2. The eleven minutes between classes is when studios fall apart
A typical boutique studio runs classes every hour, with about eleven minutes of overlap. Members from the just-finished class are filing out. Members for the next class are filing in. The front desk has to greet, check in, answer questions, take payments, redirect first-timers, point the bathroom out, and field the inevitable do you have a hair tie I can borrow. All while a different instructor is finishing teaching, another is preparing, and someone's water bottle is rolling across the lobby floor.
The studios that hold together in those eleven minutes have something in common: the front desk person doesn't have to ask a single member what class are you here for. They glance at the screen, see the roster, see the name, tick the check-in. The conversation goes Hi Maya, you're in for 6pm Reformer with Lina, head to the back room when you're ready. Two seconds. Member feels known. Front desk moves to the next person.
The studios that don't hold together in those eleven minutes are recognisable from across the room. The front desk is typing names into a search box. Members are waiting in a small jam at the counter. The instructor is leaning over the desk asking who's in my class. Everyone is mildly stressed. Members are forming opinions about the studio's competence based on the slowest moment of the day.
The live dashboard fixes exactly that window. The Check-ins viewport, up on the screen by default ten minutes before a class starts, means the front desk already knows who's coming and what they need. The interaction goes from a database query to a glance. The cumulative effect over a year is meaningful, even though no single interaction is dramatic.
3. Why dark mode matters in a studio
This is one of those design decisions that sounds preposterous until you've actually mounted a screen behind a front desk and turned it on. A standard light-mode CRM dashboard, blown up to 50 inches, throws enough light to noticeably brighten the lobby. In a candle-lit yoga studio or a dim spin lobby, it ruins the room.
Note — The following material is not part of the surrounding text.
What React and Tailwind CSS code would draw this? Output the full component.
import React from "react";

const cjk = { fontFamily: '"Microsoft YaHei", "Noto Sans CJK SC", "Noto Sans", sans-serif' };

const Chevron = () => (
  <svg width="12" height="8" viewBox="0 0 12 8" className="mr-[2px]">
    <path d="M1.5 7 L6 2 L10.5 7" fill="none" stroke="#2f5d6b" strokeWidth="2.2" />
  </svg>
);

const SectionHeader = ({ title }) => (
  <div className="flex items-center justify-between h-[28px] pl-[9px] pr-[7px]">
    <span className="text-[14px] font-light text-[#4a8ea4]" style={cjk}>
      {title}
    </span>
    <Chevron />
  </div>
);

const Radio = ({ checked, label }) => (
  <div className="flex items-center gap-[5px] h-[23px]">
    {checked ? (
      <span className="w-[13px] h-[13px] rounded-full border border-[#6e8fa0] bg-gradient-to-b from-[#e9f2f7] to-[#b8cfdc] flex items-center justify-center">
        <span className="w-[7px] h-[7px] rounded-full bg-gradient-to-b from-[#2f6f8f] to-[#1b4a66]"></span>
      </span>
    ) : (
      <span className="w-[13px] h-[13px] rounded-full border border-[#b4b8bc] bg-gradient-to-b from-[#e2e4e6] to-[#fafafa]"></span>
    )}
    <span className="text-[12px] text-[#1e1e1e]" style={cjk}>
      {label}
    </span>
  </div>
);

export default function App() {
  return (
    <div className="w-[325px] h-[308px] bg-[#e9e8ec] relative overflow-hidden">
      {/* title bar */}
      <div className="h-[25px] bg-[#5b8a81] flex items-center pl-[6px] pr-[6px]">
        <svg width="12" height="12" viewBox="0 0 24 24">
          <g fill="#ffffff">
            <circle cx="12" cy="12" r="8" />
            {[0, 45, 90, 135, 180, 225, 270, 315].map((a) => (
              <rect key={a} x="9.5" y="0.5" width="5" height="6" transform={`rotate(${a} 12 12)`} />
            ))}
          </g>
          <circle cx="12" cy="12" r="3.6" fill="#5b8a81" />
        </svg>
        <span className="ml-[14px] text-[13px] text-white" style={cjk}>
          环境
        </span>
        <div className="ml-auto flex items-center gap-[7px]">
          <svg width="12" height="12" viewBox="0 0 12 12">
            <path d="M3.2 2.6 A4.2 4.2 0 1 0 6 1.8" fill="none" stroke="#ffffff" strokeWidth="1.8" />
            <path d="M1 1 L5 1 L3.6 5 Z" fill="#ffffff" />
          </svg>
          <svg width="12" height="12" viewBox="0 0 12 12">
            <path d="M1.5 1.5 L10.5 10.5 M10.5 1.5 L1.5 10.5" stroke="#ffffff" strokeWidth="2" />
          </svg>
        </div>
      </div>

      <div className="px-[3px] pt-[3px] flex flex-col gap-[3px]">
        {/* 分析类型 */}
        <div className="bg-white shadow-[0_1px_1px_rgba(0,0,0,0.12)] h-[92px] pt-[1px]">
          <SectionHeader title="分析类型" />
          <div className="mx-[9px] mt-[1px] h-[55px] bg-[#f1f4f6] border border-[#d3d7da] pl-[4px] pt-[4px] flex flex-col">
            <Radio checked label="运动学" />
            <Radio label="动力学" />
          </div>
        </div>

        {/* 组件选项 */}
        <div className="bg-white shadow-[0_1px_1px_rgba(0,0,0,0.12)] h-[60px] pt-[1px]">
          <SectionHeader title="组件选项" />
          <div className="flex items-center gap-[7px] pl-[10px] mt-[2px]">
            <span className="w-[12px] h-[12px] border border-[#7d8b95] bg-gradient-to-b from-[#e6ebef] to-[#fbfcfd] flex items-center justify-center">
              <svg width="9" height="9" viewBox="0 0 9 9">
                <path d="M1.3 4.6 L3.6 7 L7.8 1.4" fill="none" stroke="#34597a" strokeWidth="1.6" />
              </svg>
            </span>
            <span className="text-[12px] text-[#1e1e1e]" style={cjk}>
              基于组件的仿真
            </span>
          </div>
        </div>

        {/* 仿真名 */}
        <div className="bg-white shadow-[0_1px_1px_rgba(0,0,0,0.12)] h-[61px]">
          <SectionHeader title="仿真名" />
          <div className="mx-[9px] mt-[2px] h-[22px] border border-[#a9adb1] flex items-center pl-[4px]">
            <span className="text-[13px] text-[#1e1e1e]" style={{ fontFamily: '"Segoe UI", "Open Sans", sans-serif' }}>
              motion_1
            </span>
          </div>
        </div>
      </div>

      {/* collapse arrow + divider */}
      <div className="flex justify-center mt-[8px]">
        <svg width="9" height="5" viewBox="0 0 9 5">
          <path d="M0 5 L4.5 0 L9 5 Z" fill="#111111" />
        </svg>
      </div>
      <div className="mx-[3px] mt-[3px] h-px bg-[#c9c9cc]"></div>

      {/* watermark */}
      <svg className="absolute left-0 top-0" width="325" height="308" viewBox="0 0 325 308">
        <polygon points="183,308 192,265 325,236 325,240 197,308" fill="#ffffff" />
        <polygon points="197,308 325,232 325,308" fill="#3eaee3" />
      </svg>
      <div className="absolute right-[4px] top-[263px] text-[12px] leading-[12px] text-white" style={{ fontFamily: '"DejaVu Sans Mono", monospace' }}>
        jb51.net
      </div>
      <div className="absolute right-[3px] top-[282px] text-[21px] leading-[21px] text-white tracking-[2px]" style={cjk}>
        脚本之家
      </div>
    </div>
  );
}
Dark mode isn't a stylistic choice in this context — it's a functional one. The screen needs to be visible across the lobby but not the brightest object in the room. The right default is near-black background, mid-saturation text, and warning indicators (a no-show, a low capacity) in a slightly brighter accent that draws the eye without screaming. This is the same logic that drove iPad apps used in restaurants to default dark; the room shouldn't have to fight the screen.
4. Keyboard shortcuts and the case for no mouse
The dashboard runs on a small tucked-away machine — a Mac mini, a kiosk PC, sometimes just a tablet connected to the screen. Nobody is going to walk over and click a button to switch views. The whole thing has to be keyboard-driven so the front desk can rotate views from across the counter, ideally with a single keypress.
The shortcuts that work in practice:
- Spacebar rotates between the three viewports. One key, no thinking, easy to remember.
- N, C, P jumps directly to Now / Check-ins / Pulse if you need a specific view fast.
- Arrow keys scroll the current view if it's long (a packed roster, for instance).
- F toggles full-screen and hides the browser chrome. Set this on first launch and forget about it.
- R refreshes manually if you want to force a poll — though the dashboard should poll on its own every fifteen seconds.
Five shortcuts is the upper bound. Anything more and the front desk forgets. The instructor cycling through to find their roster shouldn't have to read a manual.
5. What not to put on the screen
A live dashboard tempts feature creep. Once it's on the wall and people are looking at it, every department wants to add something. Can we put the social media feed up? Can we show today's revenue? Can we run a slideshow of promo images? The answer is almost always no.
- Revenue numbers. A member can see them from the lobby. You don't want a member to see them.
- Marketing slideshows. Belong on a different screen. The live dashboard is operational; marketing is editorial.
- Social media feeds. Updated, varied, distracting. The screen is for the team, not for showing off the brand.
- Long member lists. A roster for the next class is fine. A list of all 800 active members is not.
- Anything that requires logging in. The dashboard should run on a generic studio account that doesn't expose individual member sensitive data.
The right test for whether something belongs on the screen is whether a member walking past would learn something they shouldn't, or whether the front desk would benefit from a glance. If the answer to either is yes, it doesn't go on. If the answer to the second is yes and the first is no, it goes on.
6. The honest case
This isn't a feature that's going to change the business. It's not going to drive a measurable churn improvement, raise revenue, or unlock a new pricing tier. It will not show up in a quarterly metrics review.
What it does is make the eleven minutes between two classes calmer. Across a year of teaching forty hours a week, those eleven minutes are when the studio either holds together or doesn't. A calmer transition means members form a slightly better opinion of the studio's competence, the front desk is slightly less rushed, the next instructor walks in slightly more prepared. None of that shows up in a chart. All of it compounds.
Studios that have spent time on the small operational moments tend to do well over years. Studios that optimise only for the things you can measure tend to plateau. The live dashboard is firmly in the first category. It's a feature that earns its keep in a way that's hard to defend on paper and obvious to anyone who's spent an hour at the front desk.
7. Setup notes
If you're putting one in, a few practical notes:
- The screen. Any 40-50 inch TV with HDMI works. Don't spend money on a high-end commercial display unless your studio's open eighteen hours a day; consumer TVs handle eight-hour shifts fine.
- The machine. Anything that runs a modern browser. Mac mini, Intel NUC, even a Chromebox. The dashboard isn't computationally heavy; it's a web page that polls.
- Mount it where the desk can see it. Behind the desk works if it's angled. Above the front desk works if the team can glance up. On the wall opposite is fine for member-facing transparency but harder for staff.
- Auto-launch on boot. The screen should turn on, the machine should boot, the browser should open the dashboard full-screen, end of setup. If anyone has to log in every morning, the screen will end up off half the time.
- Test the network. The dashboard polls for live updates. If your studio's wifi drops for two minutes every hour because of the smart speaker, the dashboard will look broken. Use ethernet if you can.